Fellow student Olivia Welsh, NPL ‘20, agreed, citing the course’s intersection with COVID-19 relief efforts as a welcome chance to provide immediate and tangible aid during the crisis.
“Facing a new reality, Doug, Greg, and Sam [Harclerode, Teaching Assistant and NPL alum] were agile and flexible and stayed true to the philanthropic aspect of the course,” Welsh said. “I am incredibly thankful that they gave us the option to pivot our initial plans and turn our focus to providing our funds ($11,000) to efforts providing COVID relief… This crisis is the biggest fire that nonprofits and Philadelphia at large are trying to put out, so having the opportunity to contribute to the fight was welcome and appreciated.”

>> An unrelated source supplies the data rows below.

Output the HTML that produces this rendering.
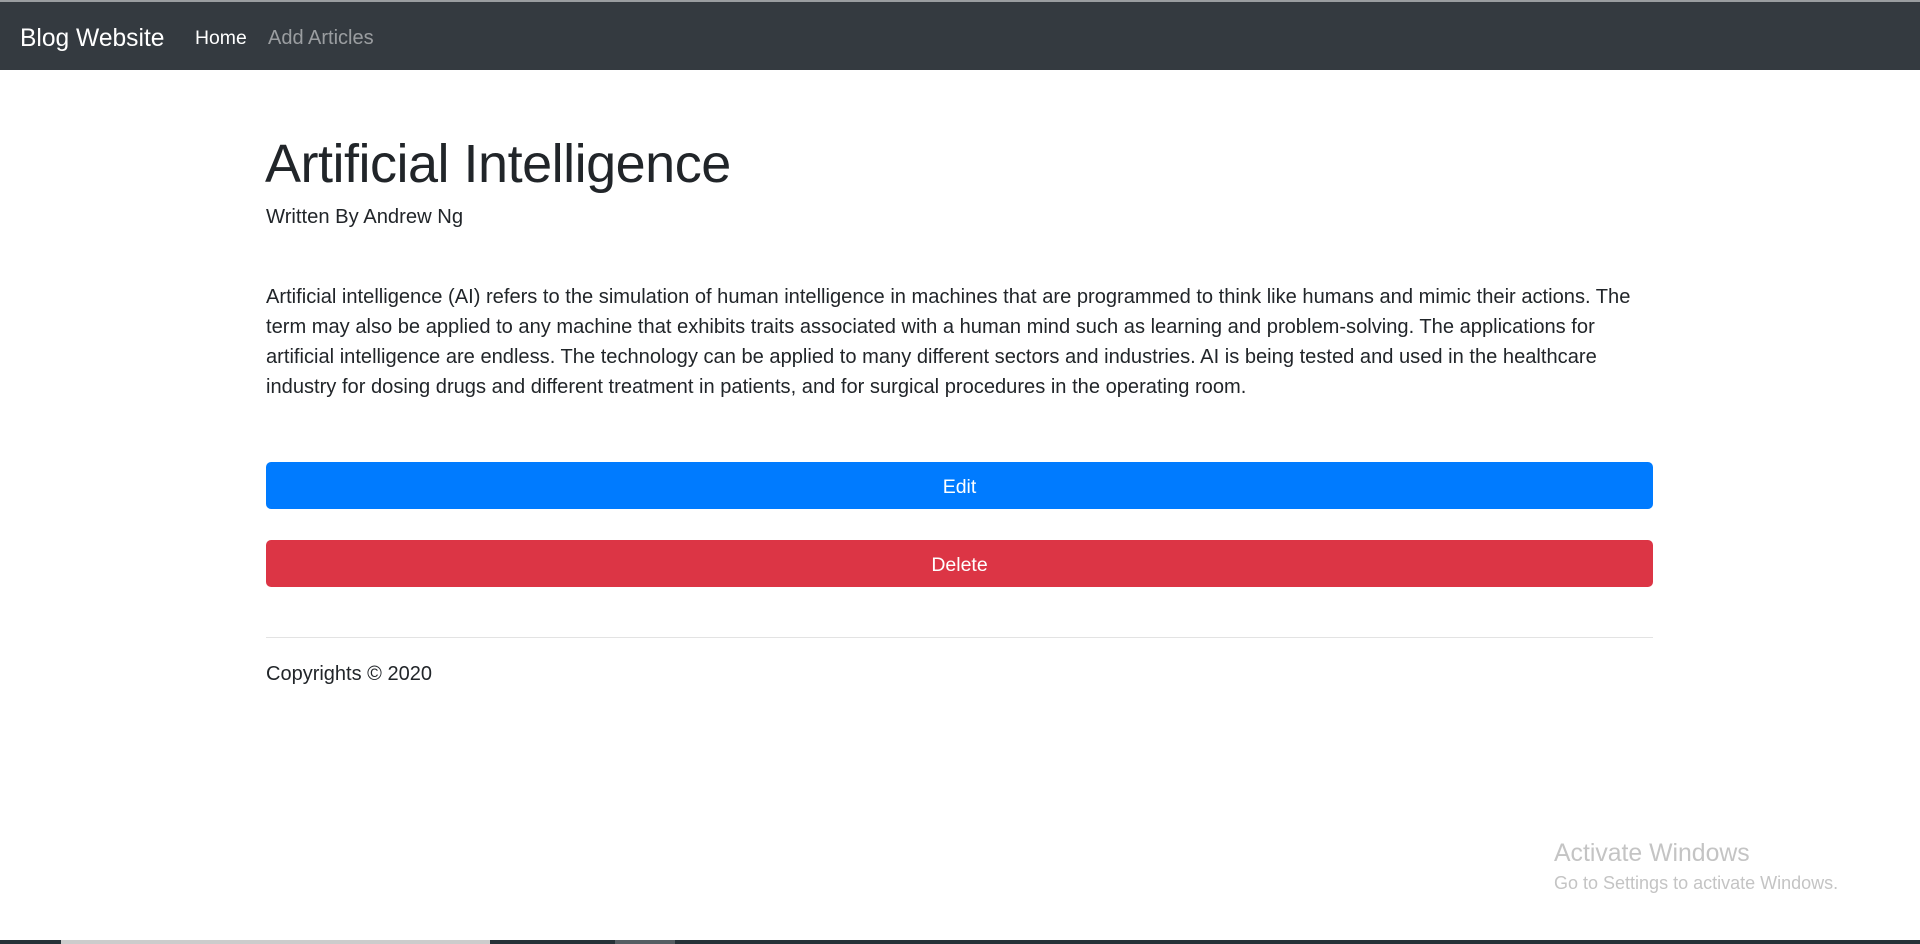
<!DOCTYPE html>
<html><head><meta charset="utf-8">
<style>
*{margin:0;padding:0;box-sizing:border-box}
body{width:1920px;height:944px;overflow:hidden;background:#fff;font-family:"Liberation Sans",sans-serif;color:#212529;position:relative}
.nav{position:absolute;top:0;left:0;width:1920px;height:70px;background:#343a40;border-top:2px solid #9a9da0}
.nav span{position:absolute;top:25px;white-space:nowrap}
.brand{left:20px;font-size:24.6px;color:#fff;top:23px!important}
.home{left:195px;font-size:19.4px;color:#fff}
.add{left:268px;font-size:20px;color:rgba(255,255,255,.5)}
.t{position:absolute;left:266px;white-space:nowrap}
h1{position:absolute;left:265px;top:133px;font-size:54px;font-weight:500;letter-spacing:-0.5px}
.p{font-size:20.1px;line-height:30px;top:282px}
.btn{position:absolute;left:266px;width:1387px;height:47px;border-radius:5px;color:#fff;font-size:19.5px;text-align:center;line-height:51px}
.hr{position:absolute;left:266px;width:1387px;top:637px;height:1px;background:#e3e3e3}
.aw{position:absolute;left:1554px;color:#c4c4c4;white-space:nowrap}
.bar{position:absolute;left:0;top:940px;width:1920px;height:4px;background:#253238}
</style></head><body>
<div class="nav"><span class="brand">Blog Website</span><span class="home">Home</span><span class="add">Add Articles</span></div>
<h1>Artificial Intelligence</h1>
<div class="t" style="top:206px;font-size:20.2px">Written By Andrew Ng</div>
<div class="t p">Artificial intelligence (AI) refers to the simulation of human intelligence in machines that are programmed to think like humans and mimic their actions. The<br>term may also be applied to any machine that exhibits traits associated with a human mind such as learning and problem-solving. The applications for<br>artificial intelligence are endless. The technology can be applied to many different sectors and industries. AI is being tested and used in the healthcare<br>industry for dosing drugs and different treatment in patients, and for surgical procedures in the operating room.</div>
<div class="btn" style="top:462px;background:#007bff">Edit</div>
<div class="btn" style="top:540px;background:#dc3545">Delete</div>
<div class="hr"></div>
<div class="t" style="top:663px;font-size:20px">Copyrights © 2020</div>
<div class="aw" style="top:840px;font-size:24.8px">Activate Windows</div>
<div class="aw" style="top:873px;font-size:18px">Go to Settings to activate Windows.</div>
<div class="bar"><div style="position:absolute;left:61px;width:429px;height:4px;background:#ccc"></div><div style="position:absolute;left:615px;width:60px;height:4px;background:#555e63"></div></div>
</body></html>
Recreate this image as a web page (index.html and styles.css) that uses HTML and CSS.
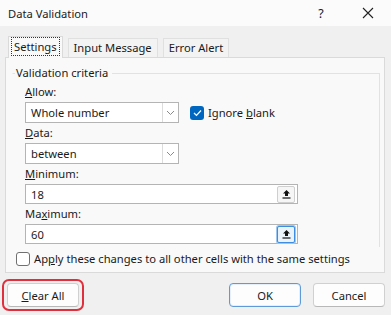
FILE: index.html
```html
<!DOCTYPE html>
<html lang="en">
<head>
  <meta charset="UTF-8">
  <title>Data Validation</title>
  <link rel="stylesheet" href="styles.css">
</head>
<body>
  <div class="dialog">
    <div class="titlebar">
      <span class="title">Data Validation</span>
      <span class="help">?</span>
      <span class="close">
        <svg width="12" height="12" viewBox="0 0 12 12"><path d="M1 1L11 11M11 1L1 11" stroke="#222" stroke-width="1.1" fill="none"/></svg>
      </span>
    </div>

    <div class="tabs">
      <div class="tab active"><span class="focus">Settings</span></div>
      <div class="tab">Input Message</div>
      <div class="tab">Error Alert</div>
    </div>

    <div class="panel">
      <div class="group">
        <div class="legend">Validation criteria</div>

        <div class="field-label first"><u>A</u>llow:</div>
        <div class="row">
          <div class="select">
            <span>Whole number</span>
            <span class="drop"><svg width="9" height="6" viewBox="0 0 9 6"><path d="M1 1L4.5 4.5L8 1" stroke="#8a8a8a" stroke-width="1" fill="none"/></svg></span>
          </div>
          <label class="check-label">
            <span class="check on"><svg width="9" height="8" viewBox="0 0 9 8"><path d="M1 4L3.5 6.5L8 1.5" stroke="#fff" stroke-width="1.2" fill="none"/></svg></span>
            <span>Ignore <u>b</u>lank</span>
          </label>
        </div>

        <div class="field-label"><u>D</u>ata:</div>
        <div class="select">
          <span>between</span>
          <span class="drop"><svg width="9" height="6" viewBox="0 0 9 6"><path d="M1 1L4.5 4.5L8 1" stroke="#8a8a8a" stroke-width="1" fill="none"/></svg></span>
        </div>

        <div class="field-label"><u>M</u>inimum:</div>
        <div class="input">
          <span>18</span>
          <span class="ref"><svg width="9" height="10" viewBox="0 0 9 10"><path d="M4.5 1L1 4.5H3V7H6V4.5H8Z" fill="#111"/><path d="M0.5 9H8.5" stroke="#111" stroke-width="1.2"/></svg></span>
        </div>

        <div class="field-label">Ma<u>x</u>imum:</div>
        <div class="input">
          <span>60</span>
          <span class="ref hot"><svg width="9" height="10" viewBox="0 0 9 10"><path d="M4.5 1L1 4.5H3V7H6V4.5H8Z" fill="#111"/><path d="M0.5 9H8.5" stroke="#111" stroke-width="1.2"/></svg></span>
        </div>
      </div>

      <label class="check-label apply">
        <span class="check"></span>
        <span>Ap<u>p</u>ly these changes to all other cells with the same settings</span>
      </label>
    </div>

    <div class="buttons">
      <div class="highlight">
        <button class="btn"><u>C</u>lear All</button>
      </div>
      <div class="spacer"></div>
      <button class="btn default">OK</button>
      <button class="btn">Cancel</button>
    </div>
  </div>
</body>
</html>
```

FILE: styles.css
```css
body {
  margin: 0;
  font-family: "Noto Sans", "Open Sans", sans-serif;
  font-size: 11.2px;
  color: #1a1a1a;
}
.dialog {
  width: 391px;
  height: 315px;
  background-color: #f0f0f0;
  overflow: hidden;
}
.titlebar {
  height: 26px;
  background-color: #fbfbfb;
  display: flex;
  align-items: center;
  padding-left: 8px;
}
.title {
  flex: 1;
}
.help {
  width: 20px;
  font-size: 12.5px;
  margin-right: 14px;
  text-align: center;
}
.close {
  width: 46px;
  display: flex;
  justify-content: center;
}
.tabs {
  display: flex;
  padding: 10px 0 0 8px;
  height: 21px;
  align-items: flex-end;
  gap: 5px;
}
.tab {
  height: 18px;
  padding: 0 5px;
  line-height: 18px;
  border: 1px solid #e0e0e0;
  border-bottom: none;
  background-color: #f3f3f3;
}
.tab.active {
  height: 21px;
  line-height: 20px;
  background-color: #f9f9f9;
  padding: 0 2px;
  position: relative;
  z-index: 1;
  margin-bottom: -1px;
  border-color: #dadada;
}
.focus {
  border: 1px dotted #333;
  padding: 1px 2px;
}
.panel {
  margin: 0 6px 0 5px;
  height: 208px;
  background-color: #f9f9f9;
  border: 1px solid #dadada;
  padding: 6px 4px 0 6px;
}
.group {
  border: 1px solid #e2e2e2;
  border-left-color: #f9f9f9;
  border-bottom: none;
  padding: 0 0 3px 12px;
  position: relative;
  margin-top: 9px;
}
.legend {
  position: absolute;
  top: -9px;
  left: 2px;
  background-color: #f9f9f9;
  padding: 0 4px 0 1px;
  line-height: 16px;
}
.field-label {
  height: 14px;
  line-height: 14px;
  margin: 3px 0 3px;
}
.field-label.first {
  margin-top: 11px;
}
.row {
  display: flex;
  align-items: center;
}
.select, .input {
  box-sizing: border-box;
  height: 21px;
  border: 1px solid #b4b4b4;
  background-color: #fff;
  display: flex;
  align-items: center;
  padding-left: 5px;
}
.select {
  width: 154px;
}
.input {
  height: 20px;
  width: 273px;
}
.select span:first-child, .input span:first-child {
  flex: 1;
}
.drop {
  width: 15px;
  height: 19px;
  border-left: 1px solid #dcdcdc;
  display: flex;
  align-items: center;
  justify-content: center;
}
.ref {
  width: 16px;
  height: 15px;
  margin-right: 2px;
  border: 1px solid #cfcfcf;
  border-radius: 2px;
  background-color: #f6f6f6;
  display: flex;
  align-items: center;
  justify-content: center;
}
.ref.hot {
  border: 1px solid #3d8ee0;
  background-color: #eaf3fc;
  box-shadow: 0 0 0 1px #9cc6ef;
}
.check-label {
  display: flex;
  align-items: center;
  gap: 4px;
}
.row .check-label {
  margin-left: 11px;
}
.check {
  width: 12px;
  height: 12px;
  border: 1px solid #707070;
  border-radius: 3px;
  background-color: #fff;
  display: flex;
  align-items: center;
  justify-content: center;
}
.check.on {
  width: 14px;
  height: 14px;
  border: none;
  background-color: #0067c0;
}
.apply {
  margin: 4px 0 0 4px;
}
.buttons {
  display: flex;
  align-items: center;
  padding: 6px 6px 0 2px;
  gap: 12px;
}
.spacer {
  flex: 1;
}
.highlight {
  border: 2px solid #e0303d;
  border-radius: 7px;
  padding: 2px 3px;
}
.btn {
  width: 72px;
  height: 24px;
  font-family: inherit;
  font-size: 11.2px;
  color: #1a1a1a;
  background-color: #fdfdfd;
  border: 1px solid #d0d0d0;
  border-bottom-color: #b8b8b8;
  border-radius: 4px;
  padding: 0;
}
.btn.default {
  border: 1px solid #5e9ad8;
  box-shadow: inset 0 0 0 1px #e4effb;
}
```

“Regardless of COVID, the course was practical, realistic, and gave me an opportunity to create real impact, which is a welcome change from the abstraction of theory that is so common in my course— the pandemic only accentuated this,” she added. “It also gave me the chance to throw a few punches at COVID instead of just taking them, as I reconsider my life’s trajectory as a graduating senior.”
In total, the students provided $55,000 in grant funding to their chosen organizations. Reflecting on the semester, Bauer underscored how students were able to learn and accomplish a great deal in particularly trying circumstances.

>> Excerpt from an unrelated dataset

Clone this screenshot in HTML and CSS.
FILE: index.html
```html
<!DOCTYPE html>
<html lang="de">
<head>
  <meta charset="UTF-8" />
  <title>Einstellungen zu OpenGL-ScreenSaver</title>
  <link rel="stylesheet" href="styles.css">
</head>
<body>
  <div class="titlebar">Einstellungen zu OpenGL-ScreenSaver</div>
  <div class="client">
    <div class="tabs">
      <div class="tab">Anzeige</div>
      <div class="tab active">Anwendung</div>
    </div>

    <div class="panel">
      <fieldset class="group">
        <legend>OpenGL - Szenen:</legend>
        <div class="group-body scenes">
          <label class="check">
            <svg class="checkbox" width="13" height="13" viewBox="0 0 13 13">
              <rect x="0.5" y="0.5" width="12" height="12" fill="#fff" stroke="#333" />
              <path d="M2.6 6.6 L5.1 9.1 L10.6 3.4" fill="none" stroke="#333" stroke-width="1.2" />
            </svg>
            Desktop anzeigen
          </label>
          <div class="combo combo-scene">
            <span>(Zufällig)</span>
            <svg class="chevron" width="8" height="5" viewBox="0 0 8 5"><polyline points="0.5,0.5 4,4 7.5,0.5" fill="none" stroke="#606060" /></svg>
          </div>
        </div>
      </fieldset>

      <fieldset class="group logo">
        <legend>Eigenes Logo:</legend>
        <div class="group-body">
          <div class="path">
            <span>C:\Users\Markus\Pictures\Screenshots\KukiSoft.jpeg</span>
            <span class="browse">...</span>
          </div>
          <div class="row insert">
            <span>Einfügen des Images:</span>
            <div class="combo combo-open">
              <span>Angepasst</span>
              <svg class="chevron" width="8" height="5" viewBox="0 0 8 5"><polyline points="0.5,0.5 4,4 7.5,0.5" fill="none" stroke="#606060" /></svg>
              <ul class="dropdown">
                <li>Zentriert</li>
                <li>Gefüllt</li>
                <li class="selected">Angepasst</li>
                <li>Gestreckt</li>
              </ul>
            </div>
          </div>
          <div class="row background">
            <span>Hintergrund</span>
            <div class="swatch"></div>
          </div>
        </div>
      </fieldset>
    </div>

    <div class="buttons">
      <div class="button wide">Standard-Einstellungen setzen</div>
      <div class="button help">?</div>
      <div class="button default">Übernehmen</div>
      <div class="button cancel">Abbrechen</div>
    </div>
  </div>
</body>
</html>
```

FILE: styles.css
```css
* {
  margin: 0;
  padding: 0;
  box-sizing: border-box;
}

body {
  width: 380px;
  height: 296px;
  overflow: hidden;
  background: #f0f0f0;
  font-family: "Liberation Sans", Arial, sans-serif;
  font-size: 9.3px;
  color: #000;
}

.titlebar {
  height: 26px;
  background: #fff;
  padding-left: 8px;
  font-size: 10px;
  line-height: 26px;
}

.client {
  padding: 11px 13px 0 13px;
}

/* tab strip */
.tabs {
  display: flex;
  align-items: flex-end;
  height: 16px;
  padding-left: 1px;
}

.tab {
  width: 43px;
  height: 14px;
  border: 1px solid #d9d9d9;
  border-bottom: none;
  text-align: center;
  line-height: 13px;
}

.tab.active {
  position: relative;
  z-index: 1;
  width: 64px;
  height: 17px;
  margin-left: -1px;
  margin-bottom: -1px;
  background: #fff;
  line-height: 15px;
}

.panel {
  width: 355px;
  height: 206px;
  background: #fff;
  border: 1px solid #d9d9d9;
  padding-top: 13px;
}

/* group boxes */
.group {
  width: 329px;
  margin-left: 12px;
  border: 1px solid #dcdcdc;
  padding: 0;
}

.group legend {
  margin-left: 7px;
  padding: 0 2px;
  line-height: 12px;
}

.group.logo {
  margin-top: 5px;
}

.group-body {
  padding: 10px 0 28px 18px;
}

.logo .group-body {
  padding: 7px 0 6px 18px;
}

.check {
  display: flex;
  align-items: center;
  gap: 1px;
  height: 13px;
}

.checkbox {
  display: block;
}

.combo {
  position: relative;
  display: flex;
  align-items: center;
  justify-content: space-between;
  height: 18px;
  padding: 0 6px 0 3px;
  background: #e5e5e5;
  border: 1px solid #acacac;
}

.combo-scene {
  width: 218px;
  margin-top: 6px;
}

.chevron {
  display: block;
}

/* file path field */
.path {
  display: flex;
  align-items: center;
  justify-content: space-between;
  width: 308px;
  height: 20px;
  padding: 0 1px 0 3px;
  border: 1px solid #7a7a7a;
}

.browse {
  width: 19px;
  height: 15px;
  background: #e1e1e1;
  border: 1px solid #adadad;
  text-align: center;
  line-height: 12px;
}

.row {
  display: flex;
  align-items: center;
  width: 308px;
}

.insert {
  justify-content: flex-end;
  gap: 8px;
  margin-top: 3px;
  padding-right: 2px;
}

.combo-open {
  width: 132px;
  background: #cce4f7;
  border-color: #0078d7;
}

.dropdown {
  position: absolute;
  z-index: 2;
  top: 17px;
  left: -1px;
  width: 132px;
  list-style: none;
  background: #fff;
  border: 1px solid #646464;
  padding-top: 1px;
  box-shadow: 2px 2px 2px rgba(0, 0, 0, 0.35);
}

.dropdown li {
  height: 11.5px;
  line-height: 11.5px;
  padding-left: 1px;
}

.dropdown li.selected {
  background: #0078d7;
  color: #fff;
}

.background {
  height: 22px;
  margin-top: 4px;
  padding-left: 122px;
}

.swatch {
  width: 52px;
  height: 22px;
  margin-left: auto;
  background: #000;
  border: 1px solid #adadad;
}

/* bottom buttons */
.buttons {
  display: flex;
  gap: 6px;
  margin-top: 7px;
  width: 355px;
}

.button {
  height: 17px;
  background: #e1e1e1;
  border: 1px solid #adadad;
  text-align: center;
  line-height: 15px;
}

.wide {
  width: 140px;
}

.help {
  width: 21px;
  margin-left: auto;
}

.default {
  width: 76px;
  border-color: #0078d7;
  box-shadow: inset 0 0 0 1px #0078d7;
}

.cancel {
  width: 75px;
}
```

“I think it was very rich intellectually for the students, and I have to say, they made really good decisions for the recipients of their money in a very concentrated amount of time,” he said.
“What’s important to understand is that the act of philanthropy and the execution of philanthropy are more of an art than a science. Like any great art, there is a discipline behind it. We try to give the students a sense of that discipline—doing good, thoughtful, meaningful, and engaged philanthropy— in a very concentrated fashion over the course of a number of weeks, rather than months or years.”
As Palmer pointed out, engaging with area nonprofits during the epidemic further emphasized the need for systemic change in order to better orient philanthropy around meeting the needs of underserved and vulnerable populations in Philadelphia—both through and past the COVID-19 situation.
“The COVID-19 crisis is highlighting the gross systemic inequities already present in our society. The disproportionate effects of this crisis on our most vulnerable populations cannot be ignored: higher mortality rates in black and brown communities, the failure of our healthcare and education systems, uncontrolled infection rates in prisons, jails, and ICE detention centers, a steadily increasing wealth gap. It is also highlighting how many of these inequities are connected,” she said. “It is a clear opportunity to restructure our systems to be more equitable and inclusive. This is definitely a moment for philanthropy at all levels.”